How very often the models we impose on our pupils seem to indicate that the learning of the language is not to the gain of the primary gain of the learner really, that they are only the guinea pigs for our tests and experiments? We are not really doing it for them but for ourselves and for the owners of the language who have to dominate and rule the other through it, give us grants and fellowships to encourage caning the postcolony. At language workshops and conferences, don’t we just talk to ourselves as professionals and only bring in the learners as fictional characters?
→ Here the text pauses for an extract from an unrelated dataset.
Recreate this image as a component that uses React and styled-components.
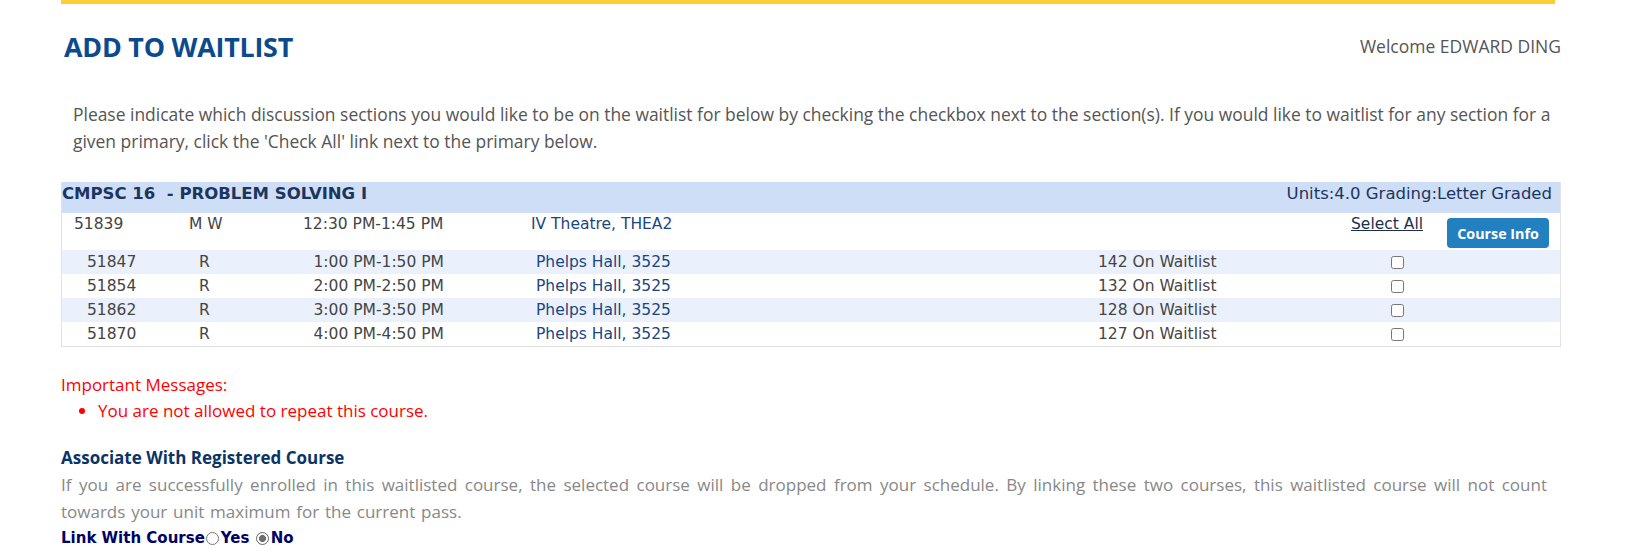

Now, I have fully become Bright’s student, Bright whose protagonist was caned mercilessly in class because of English, for us to learn the necessity of an alternative language teaching/learning model. In this painful voyage to English, Bright’s protagonist and I have suffered. The teacher’s joy has been to “wicked” us if we speak vernacular to transmit our indigenous values. Every singer of the song particularly in my type of in-betweenness is acknowledging being between English and Igbo in the classroom and receiving the strokes of the cane.

Comments

Unknown said…
This is an amazing piece. Having read it twice, the three classes of Igbo speakers of English stated in this piece requires additional attention. The combination of the philosophy of language development and language teaching is excellently conducted. I am learning here so seriously.
Unknown said…
This is an amazing piece. Having read it twice, the three classes of Igbo speakers of English stated in this piece require additional attention. The combination of the philosophy of language development and language teaching is excellently conducted. I am learning here so seriously.